The second alternative is that the White House has lost confidence in Sessions for recusing himself from the Russian inquiry and was simply letting him twist in the wind before forcing him to resign or eventually invoking executive privilege on these issues.

That would certainly fit within the “Devil Wears Prada” character of Trump the boss. He enjoys humiliating employees in a variety of ways, according to numerous reports. Forcing Sessions to refuse to answer questions with no legitimate legal rationale certainly fits the pattern of a president who would make his press secretary make obviously false claims about the attendance at his inauguration or compel Cabinet members to deliver unctuous paeans to his greatness before the cameras.

The third possibility is that the Trump White House thought that declining to invoke executive privilege, while also opting to not answer questions, might somehow be seen as de-escalating the crisis surrounding the Russian investigation and Comey's firing. That might seem bizarre to outside observers, but this administration has certainly made bad decisions before.

Most recently the Trump team appears to have thought that dismissing Comey would somehow help wind down the Russia scandal, given how much Democrats had blamed him for the defeat of Hillary Clinton.

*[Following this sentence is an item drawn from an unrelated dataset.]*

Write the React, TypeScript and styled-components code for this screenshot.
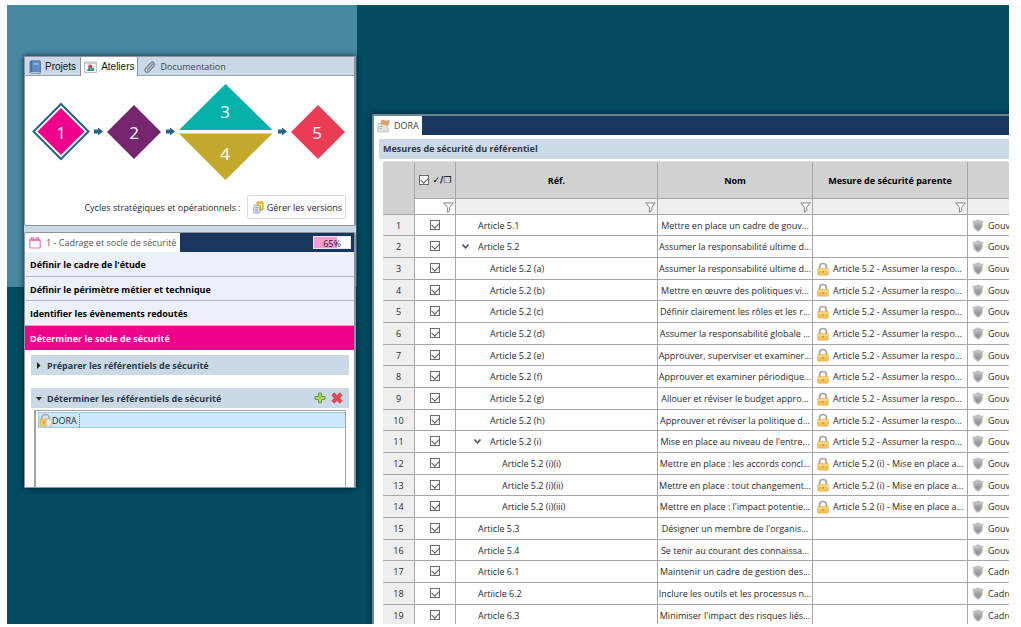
import React, { useState } from "react";
import styled, { createGlobalStyle, css } from "styled-components";

const uiFont = `"Open Sans", "Noto Sans", sans-serif`;

const GlobalStyle = createGlobalStyle`
  * { box-sizing: border-box; }
  body { margin: 0; background: #fff; font-family: ${uiFont}; font-size: 9px; color: #2b2b2b; }
  button, input { font: inherit; color: inherit; margin: 0; }
  button { border: 0; background: none; padding: 0; cursor: pointer; }
`;

const Desktop = styled.div`
  height: 100vh;
  padding: 5px 12px 3px 7px;
`;

const Wallpaper = styled.div`
  height: 100%;
  overflow: hidden;
  display: grid;
  grid-template-columns: 350px minmax(0, 1fr);
  background: #044a63;
`;

const Sidebar = styled.aside`
  padding: 51px 1px 0 17px;
  background: linear-gradient(#4688a2, #4688a2) top / 100% 282px no-repeat;
`;

const SideStack = styled.div`
  display: flex;
  flex-direction: column;
  gap: 6px;
  background: #cbd8e6;
  border-radius: 2px;
  box-shadow: 0 0 5px 1px rgba(0, 20, 35, 0.6);
`;

const Panel = styled.section`
  background: #fff;
  border: 1px solid #8d949c;
  border-right-width: 2px;
  border-radius: 2px;
  overflow: hidden;
`;

const TabBar = styled.div<{ $dark?: boolean }>`
  display: flex;
  align-items: stretch;
  height: 19px;
  ${(p) =>
    p.$dark
      ? css`
          background: #17375e;
        `
      : css`
          background: #cbd8e8;
          box-shadow: inset 0 -1px #98a0aa;
        `}
`;

const Tab = styled.button<{ $active?: boolean; $classic?: boolean }>`
  display: flex;
  align-items: center;
  gap: 4px;
  padding: 0 4px;
  white-space: nowrap;
  ${(p) =>
    p.$classic &&
    css`
      font-family: "Liberation Sans", Arial, sans-serif;
      font-size: 10px;
      color: #111;
      border-right: 1px solid #8d949c;
    `}
  ${(p) =>
    p.$active &&
    css`
      padding: 0 3px;
      background: #fff;
    `}
`;

const DocTab = styled(Tab)`
  padding: 0 6px;
  color: #444;
`;

const StepTab = styled(Tab)`
  padding: 0 4px;
  gap: 5px;
  color: #555;
`;

const Diagram = styled.svg`
  display: block;
  width: 330px;
  height: 108px;
  font-family: ${uiFont};
  font-weight: 400;
  font-size: 17px;
  text-anchor: middle;
  fill: #fff;
`;

const CycleRow = styled.div`
  display: flex;
  justify-content: flex-end;
  align-items: center;
  gap: 6px;
  padding: 11px 8px 6px;
`;

const VersionsButton = styled.button`
  display: flex;
  align-items: center;
  gap: 3px;
  height: 24px;
  padding: 0 3px 0 5px;
  border: 1px solid #dcdcdc;
  border-radius: 2px;
  background: #fdfdfd;
  white-space: nowrap;
`;

const Meter = styled.div`
  position: relative;
  width: 38px;
  height: 13px;
  margin: 3px 3px 3px auto;
  border: 1px solid #e6e6ec;
  background: #fff;
  line-height: 13px;
  text-align: center;
  color: #222;
`;

const MeterFill = styled.div`
  position: absolute;
  inset: 0 auto 0 0;
  background: #f99bd0;
`;

const MeterText = styled.span`
  position: relative;
`;

const StepList = styled.div`
  display: grid;
  grid-auto-rows: 1fr;
  height: 98px;
`;

const StepItem = styled.button<{ $current?: boolean }>`
  padding: 2px 5px 0;
  text-align: left;
  font-weight: 700;
  border-bottom: 1px solid ${(p) => (p.$current ? "#ee008c" : "#b4bac2")};
  background: ${(p) => (p.$current ? "#ee008c" : "#ecf1f9")};
  color: ${(p) => (p.$current ? "#fff" : "#000")};
`;

const StepBody = styled.div`
  display: flex;
  flex-direction: column;
  padding: 5px 5px 0 6px;
`;

const SectionBar = styled.div`
  display: flex;
  align-items: center;
  gap: 5px;
  height: 20px;
  padding: 0 6px 0 5px;
  background: #cbd8e6;
  font-weight: 700;
  color: #2c3a4a;

  & + & {
    margin-top: 13px;
  }
`;

const SectionToggle = styled.button`
  display: flex;
  flex: 1;
  align-items: center;
  gap: 5px;
  text-align: left;
`;

const IconButton = styled.button`
  display: flex;
`;

const ReferenceList = styled.div`
  height: 77px;
  margin: 2px 3px 0;
  padding-left: 2px;
  border: solid #a5a5a5;
  border-width: 1px 1px 0 2px;
`;

const ReferenceItem = styled.button`
  display: flex;
  align-items: center;
  width: 100%;
  height: 16px;
  margin-top: 1px;
  border: 1px solid #99cbf0;
  border-right: 0;
  background: #cce8ff;
`;

const ReferenceName = styled.span`
  padding-right: 2px;
  border-right: 1px dotted #777;
`;

const Main = styled.main`
  display: flex;
  min-height: 0;
  padding: 109px 0 0 15px;
`;

const Editor = styled.section`
  flex: 1;
  min-width: 0;
  overflow: hidden;
  border: solid #6f8794;
  border-width: 2px 0 0 2px;
  border-radius: 2px 0 0 0;
  background: #fff;
  box-shadow: 0 0 5px 1px rgba(0, 20, 35, 0.6);
`;

const EditorTab = styled(Tab)`
  padding: 0 3px;
  color: #444;
`;

const Heading = styled.h2`
  height: 20px;
  margin: 4px 0 2px 5px;
  padding: 0 4px;
  font-size: 9px;
  line-height: 20px;
  color: #333b45;
  background: #cbd9e9;
`;

const Grid = styled.table`
  width: calc(100% - 9px);
  margin-left: 9px;
  table-layout: fixed;
  border-collapse: separate;
  border-spacing: 0;
  border-top: 1px solid #dde2e6;
  white-space: nowrap;
`;

const Column = styled.col<{ $w?: number }>`
  width: ${(p) => (p.$w ? `${p.$w}px` : "auto")};
`;

const cell = css`
  padding: 0;
  border: solid #a6a6a6;
  border-width: 0 1px 1px 0;
  overflow: hidden;
  vertical-align: middle;

  &:last-child {
    border-right: 0;
  }
`;

const HeadCell = styled.th`
  ${cell}
  height: 37px;
  background: #d1d1d1;
  color: #000;
`;

const FilterCell = styled.td<{ $first?: boolean }>`
  ${cell}
  height: 16px;
  padding-right: 1px;
  text-align: right;
  background: ${(p) => (p.$first ? "#fff" : "#efefef")};
  svg { display: inline-block; vertical-align: middle; }
`;

const DataRow = styled.tr`
  height: 22px;
  &:nth-child(3n + 1) {
    height: 21px;
  }
`;

const IndexCell = styled.th`
  ${cell}
  font-weight: 400;
  background: #eee;
`;

const Cell = styled.td<{ $center?: boolean }>`
  ${cell}
  text-align: ${(p) => (p.$center ? "center" : "left")};
`;

const IconText = styled.div<{ $gap: number }>`
  display: flex;
  align-items: center;
  gap: ${(p) => p.$gap}px;
  padding-left: 4px;
  svg { flex: none; }
`;

const TreeLabel = styled.div<{ $level: number }>`
  display: flex;
  align-items: center;
  padding-left: ${(p) => 5 + p.$level * 12}px;
`;

const Twisty = styled.button`
  display: flex;
  width: 17px;
  height: 10px;
`;

const TwistySpace = styled.span`
  width: 17px;
`;

const CheckAll = styled.label`
  display: flex;
  align-items: center;
  justify-content: center;
  gap: 4px;
  font-family: "DejaVu Sans", sans-serif;
`;

const CheckSlot = styled.div`
  display: flex;
  justify-content: center;
  padding: 0 1px 1px 0;
`;

const Check = styled.input`
  appearance: none;
  position: relative;
  width: 10px;
  height: 10px;
  border: 1px solid #6a6a6a;
  background: #fff;

  &:checked::after {
    content: "";
    position: absolute;
    left: 1px;
    top: 1px;
    width: 6px;
    height: 4px;
    border: solid #5a5a5a;
    border-width: 0 0 1px 1px;
    transform: rotate(-45deg);
  }
`;

const BookIcon = () => (
  <svg width="12" height="14" viewBox="0 0 12 14">
    <path d="M1 2Q1 .8 2.200.8H10.500Q11.500.8 11.500 1.800V12.200H2.500Q1 12.200 1 13Z" fill="#5b8dc4" stroke="#44699a" strokeWidth=".8" />
    <path d="M1 11.800H11.200V13.300H2Q1 13.300 1 12Z" fill="#e5ebf2" stroke="#44699a" strokeWidth=".6" />
    <path d="M2.600 1.200V11.500" stroke="#3d6aa3" />
    <rect x="4.500" y="3" width="5" height="2" fill="#8fb4dc" />
  </svg>
);

const WorkshopIcon = () => (
  <svg width="13" height="12" viewBox="0 0 13 12">
    <rect x=".5" y="1" width="12" height="10.500" fill="#f6f8fa" stroke="#a9b4c0" strokeWidth=".8" />
    <rect x=".5" y="1" width="12" height="2" fill="#c4ccd6" />
    <circle cx="6.200" cy="5.400" r="2" fill="#d9433f" />
    <path d="M2.800 10 5 6.300 7.200 10Z" fill="#3e75c0" />
    <rect x="6.400" y="6.600" width="3.800" height="3.400" fill="#43a05c" />
  </svg>
);

const ClipIcon = () => (
  <svg width="12" height="12" viewBox="0 0 12 12" fill="none" stroke="#82898f" strokeLinecap="round">
    <path d="M3.500 8.800 8.600 3.300Q9.600 2.300 10.400 3.100 11 3.900 10.100 4.900L5 10.200Q3 12 1.400 10.400.1 8.900 1.900 7L7 1.800Q8.300.6 9.600 1.300" strokeWidth="1.400" />
  </svg>
);

const VersionsIcon = () => (
  <svg width="11" height="13" viewBox="0 0 11 13">
    <rect x="4" y=".8" width="6.200" height="8.400" rx=".8" fill="#f0bd3a" stroke="#d3a335" strokeWidth=".8" />
    <path d="M6 3.500H8.500V7" fill="none" stroke="#fff0c0" />
    <rect x=".8" y="4.200" width="6" height="8" rx=".8" fill="#dde5f0" stroke="#8b9dba" strokeWidth=".8" />
    <path d="M2.200 6.500H5.400M2.200 8.300H5.400M2.200 10.100H5.400" stroke="#7d95bd" strokeWidth=".8" />
  </svg>
);

const CalendarIcon = () => (
  <svg width="12" height="12" viewBox="0 0 12 12" fill="none" stroke="#f56fb8">
    <rect x=".8" y="2.500" width="10.400" height="8.500" rx="1" strokeWidth="1.200" />
    <path d="M1 3.300H11" strokeWidth="1.400" />
    <path d="M2.400 2.500V.8H4.600V2.500M7.400 2.500V.8H9.600V2.500" strokeWidth="1.200" />
  </svg>
);

const PlusIcon = () => (
  <svg width="12" height="12" viewBox="0 0 12 12">
    <path d="M4.500 1H7.500V4.500H11V7.500H7.500V11H4.500V7.500H1V4.500H4.500Z" fill="#a9d45f" stroke="#6aa544" strokeLinejoin="round" />
  </svg>
);

const DeleteIcon = () => (
  <svg width="12" height="12" viewBox="0 0 12 12">
    <path d="M3.200.8 6 3.500 8.800.8 11.200 3.200 8.500 6 11.200 8.800 8.800 11.200 6 8.500 3.200 11.200.8 8.800 3.500 6 .8 3.200Z" fill="#e8474d" stroke="#c9383e" strokeWidth=".7" strokeLinejoin="round" />
  </svg>
);

const ArrowHead = ({ open }: { open: boolean }) => (
  <svg width="6" height="8" viewBox="0 0 6 8">
    <path d={open ? "M0 3H6L3 6.500Z" : "M1 1 4.500 4.500 1 8Z"} fill="#222" />
  </svg>
);

const LockIcon = () => (
  <svg width="12" height="14" viewBox="0 0 12 14">
    <path d="M2.600 7.500V4.600Q2.600 1.500 6 1.500T9.400 4.600V7.500" fill="none" stroke="#a3a3a3" strokeWidth="1.700" />
    <rect x=".7" y="6.400" width="10.600" height="6.800" rx=".7" fill="#f6c253" stroke="#e0ab5c" strokeWidth=".6" />
    <path d="M1.200 7.300H10.800V9H1.200Z" fill="#fbdc86" />
    <path d="M6 9V11" stroke="#c98f3c" strokeWidth="1.200" />
  </svg>
);

const PadlockPairIcon = () => (
  <svg width="13" height="14" viewBox="0 0 13 14">
    <path d="M3 7V4.500Q3 1.500 6.500 1.500T10 4.500V7" fill="none" stroke="#a9a9a9" strokeWidth="1.600" />
    <rect x="1" y="6" width="7" height="7" fill="#f6c75a" stroke="#dca04a" strokeWidth=".6" />
    <rect x="7" y="6" width="5.300" height="7" fill="#eeeae4" stroke="#aaa" strokeWidth=".6" />
    <path d="M5 8.500V10.500" stroke="#b57a26" />
  </svg>
);

const ShieldIcon = () => (
  <svg width="12" height="13" viewBox="0 0 12 13">
    <path d="M.6 1.900Q2.500 2.500 3.700 1.500 6 -.2 8.300 1.500 9.500 2.500 11.400 1.900L10.600 4.500Q11.600 10 6 12.600.4 10 1.400 4.500Z" fill="#bdbdbf" stroke="#cdcdcf" strokeWidth=".7" />
    <path d="M2.600 4.800H9.400Q9.700 9.300 6 11.400 2.300 9.300 2.600 4.800Z" fill="#98989c" />
    <path d="M2.900 5H9.100V6.800H2.900Z" fill="#a8a8ac" />
  </svg>
);

const FunnelIcon = () => (
  <svg width="11" height="11" viewBox="0 0 11 11" fill="#fafafa" stroke="#858585" strokeLinejoin="round">
    <path d="M.7.9H10.300L6.700 5.300V8.600L4.400 10.300V5.300Z" />
  </svg>
);

const ChevronIcon = () => (
  <svg width="9" height="9" viewBox="0 0 9 9" fill="none" stroke="#555" strokeWidth="1.700">
    <path d="M1.500 2.500 4.500 5.800 7.500 2.500" />
  </svg>
);

const MeasuresIcon = () => (
  <svg width="13" height="14" viewBox="0 0 13 14">
    <path d="M1 4.500H10.500L11.500 12.800H.8Z" fill="#e2e2e2" stroke="#b0b0b0" strokeWidth=".7" />
    <path d="M2.500 7.500H6M2.500 9.500H5" stroke="#aaa" strokeWidth=".8" />
    <path d="M4 1.800Q6 .5 7.500 1.500T12.200 1.200L12 5Q10 7.200 8 5.800T4.500 5.500Z" fill="#e0a068" stroke="#c98a55" strokeWidth=".5" />
  </svg>
);

const flowArrow = "M0-2H4V-4L9 0 4 4V2H0Z";

const WorkshopDiagram = () => (
  <Diagram viewBox="0 0 330 108" role="img" aria-label="Ateliers 1 à 5">
    <path d="M36 28 63.500 55.500 36 83 8.500 55.500Z" fill="#fff" stroke="#24648f" strokeWidth="2" />
    <path d="M36 32 59.500 55.500 36 79 12.500 55.500Z" fill="#ee008c" />
    <path d="M109 29 136 56 109 83 82 56Z" fill="#76266f" />
    <path d="M200.500 8 247.500 54H154Z" fill="#06b1aa" />
    <path d="M154 57.500H247.500L200.500 104Z" fill="#c3aa2e" />
    <path d="M293 29 320 56 293 83 266 56Z" fill="#ea3d55" />
    <g fill="#24648f">
      <path d={flowArrow} transform="translate(69 55.500)" />
      <path d={flowArrow} transform="translate(141 55.500)" />
      <path d={flowArrow} transform="translate(253 55.500)" />
    </g>
    <text x="36" y="63">1</text>
    <text x="109" y="63">2</text>
    <text x="200" y="42">3</text>
    <text x="200" y="84">4</text>
    <text x="292" y="63">5</text>
  </Diagram>
);

const steps = [
  "Définir le cadre de l'étude",
  "Définir le périmètre métier et technique",
  "Identifier les évènements redoutés",
  "Déterminer le socle de sécurité",
];

type Measure = { ref: string; level: number; open?: boolean; name: string; parent?: string; group: string };

const assume = "Article 5.2 - Assumer la respo...";
const setup = "Article 5.2 (i) - Mise en place a...";
const gov = "Gouvernance";
const frame = "Cadre de gestion";

const measures: Measure[] = [
  { ref: "Article 5.1", level: 0, name: "Mettre en place un cadre de gouv...", group: gov },
  { ref: "Article 5.2", level: 0, open: true, name: "Assumer la responsabilité ultime d...", group: gov },
  { ref: "Article 5.2 (a)", level: 1, name: "Assumer la responsabilité ultime d...", parent: assume, group: gov },
  { ref: "Article 5.2 (b)", level: 1, name: "Mettre en œuvre des politiques vi...", parent: assume, group: gov },
  { ref: "Article 5.2 (c)", level: 1, name: "Définir clairement les rôles et les r...", parent: assume, group: gov },
  { ref: "Article 5.2 (d)", level: 1, name: "Assumer la responsabilité globale ...", parent: assume, group: gov },
  { ref: "Article 5.2 (e)", level: 1, name: "Approuver, superviser et examiner...", parent: assume, group: gov },
  { ref: "Article 5.2 (f)", level: 1, name: "Approuver et examiner périodique...", parent: assume, group: gov },
  { ref: "Article 5.2 (g)", level: 1, name: "Allouer et réviser le budget appro...", parent: assume, group: gov },
  { ref: "Article 5.2 (h)", level: 1, name: "Approuver et réviser la politique d...", parent: assume, group: gov },
  { ref: "Article 5.2 (i)", level: 1, open: true, name: "Mise en place au niveau de l'entre...", parent: assume, group: gov },
  { ref: "Article 5.2 (i)(i)", level: 2, name: "Mettre en place : les accords concl...", parent: setup, group: gov },
  { ref: "Article 5.2 (i)(ii)", level: 2, name: "Mettre en place : tout changement...", parent: setup, group: gov },
  { ref: "Article 5.2 (i)(iii)", level: 2, name: "Mettre en place : l'impact potentie...", parent: setup, group: gov },
  { ref: "Article 5.3", level: 0, name: "Désigner un membre de l'organis...", group: gov },
  { ref: "Article 5.4", level: 0, name: "Se tenir au courant des connaissa...", group: gov },
  { ref: "Article 6.1", level: 0, name: "Maintenir un cadre de gestion des...", group: frame },
  { ref: "Artiicle 6.2", level: 0, name: "Inclure les outils et les processus n...", group: frame },
  { ref: "Article 6.3", level: 0, name: "Minimiser l'impact des risques liés...", group: frame },
];

export default function App() {
  const [checked, setChecked] = useState(() => measures.map(() => true));
  const progress = 65;

  return (
    <Desktop>
      <GlobalStyle />
      <Wallpaper>
        <Sidebar>
          <SideStack>
            <Panel>
              <TabBar>
                <Tab $classic><BookIcon />Projets</Tab>
                <Tab $classic $active><WorkshopIcon />Ateliers</Tab>
                <DocTab><ClipIcon />Documentation</DocTab>
              </TabBar>
              <WorkshopDiagram />
              <CycleRow>
                Cycles stratégiques et opérationnels :
                <VersionsButton><VersionsIcon />Gérer les versions</VersionsButton>
              </CycleRow>
            </Panel>
            <Panel>
              <TabBar $dark>
                <StepTab $active><CalendarIcon />1 - Cadrage et socle de sécurité</StepTab>
                <Meter>
                  <MeterFill style={{ width: `${progress}%` }} />
                  <MeterText>{progress}%</MeterText>
                </Meter>
              </TabBar>
              <StepList>
                {steps.map((s, i) => (
                  <StepItem key={s} $current={i === 3}>{s}</StepItem>
                ))}
              </StepList>
              <StepBody>
                <SectionBar>
                  <SectionToggle aria-expanded={false}><ArrowHead open={false} />Préparer les référentiels de sécurité</SectionToggle>
                </SectionBar>
                <SectionBar>
                  <SectionToggle aria-expanded><ArrowHead open />Déterminer les référentiels de sécurité</SectionToggle>
                  <IconButton aria-label="Ajouter"><PlusIcon /></IconButton>
                  <IconButton aria-label="Supprimer"><DeleteIcon /></IconButton>
                </SectionBar>
                <ReferenceList>
                  <ReferenceItem><PadlockPairIcon /><ReferenceName>DORA</ReferenceName></ReferenceItem>
                </ReferenceList>
              </StepBody>
            </Panel>
          </SideStack>
        </Sidebar>
        <Main>
          <Editor>
            <TabBar $dark>
              <EditorTab $active><MeasuresIcon />DORA</EditorTab>
            </TabBar>
            <Heading>Mesures de sécurité du référentiel</Heading>
            <Grid>
              <colgroup>
                <Column $w={32} />
                <Column $w={41} />
                <Column $w={202} />
                <Column $w={155} />
                <Column $w={155} />
                <Column />
              </colgroup>
              <thead>
                <tr>
                  <HeadCell rowSpan={2} />
                  <HeadCell>
                    <CheckAll>
                      <Check
                        type="checkbox"
                        checked={checked.every(Boolean)}
                        onChange={(e) => setChecked(checked.map(() => e.target.checked))}
                      />
                      ✓/❐
                    </CheckAll>
                  </HeadCell>
                  <HeadCell>Réf.</HeadCell>
                  <HeadCell>Nom</HeadCell>
                  <HeadCell>Mesure de sécurité parente</HeadCell>
                  <HeadCell />
                </tr>
                <tr>
                  <FilterCell $first><FunnelIcon /></FilterCell>
                  <FilterCell><FunnelIcon /></FilterCell>
                  <FilterCell><FunnelIcon /></FilterCell>
                  <FilterCell><FunnelIcon /></FilterCell>
                  <FilterCell />
                </tr>
              </thead>
              <tbody>
                {measures.map((m, i) => (
                  <DataRow key={i}>
                    <IndexCell scope="row">{i + 1}</IndexCell>
                    <Cell>
                      <CheckSlot>
                        <Check
                          type="checkbox"
                          aria-label={m.ref}
                          checked={checked[i]}
                          onChange={() => setChecked(checked.map((c, j) => (j === i ? !c : c)))}
                        />
                      </CheckSlot>
                    </Cell>
                    <Cell>
                      <TreeLabel $level={m.level}>
                        {m.open ? <Twisty aria-label="Réduire"><ChevronIcon /></Twisty> : <TwistySpace />}
                        {m.ref}
                      </TreeLabel>
                    </Cell>
                    <Cell $center>{m.name}</Cell>
                    <Cell>{m.parent && <IconText $gap={4}><LockIcon />{m.parent}</IconText>}</Cell>
                    <Cell><IconText $gap={4}><ShieldIcon />{m.group}</IconText></Cell>
                  </DataRow>
                ))}
              </tbody>
            </Grid>
          </Editor>
        </Main>
      </Wallpaper>
    </Desktop>
  );
}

The resulting outrage from the left side of the aisle over Comey's firing seemed to have caught the White House by surprise, leaving the administration unable to maintain its preposterous claim that the FBI director had been fired over his handling of his agency's investigation of Hillary Clinton’s private email server.

Ultimately, any or all hese possibilities could explain why Sessions attempted a 21st-century version of the Nixonian strategy known as a modified limited legal hangout. Given how fast the news cycle moves lately, we’ll likely have to wait only a matter of days until we know for sure.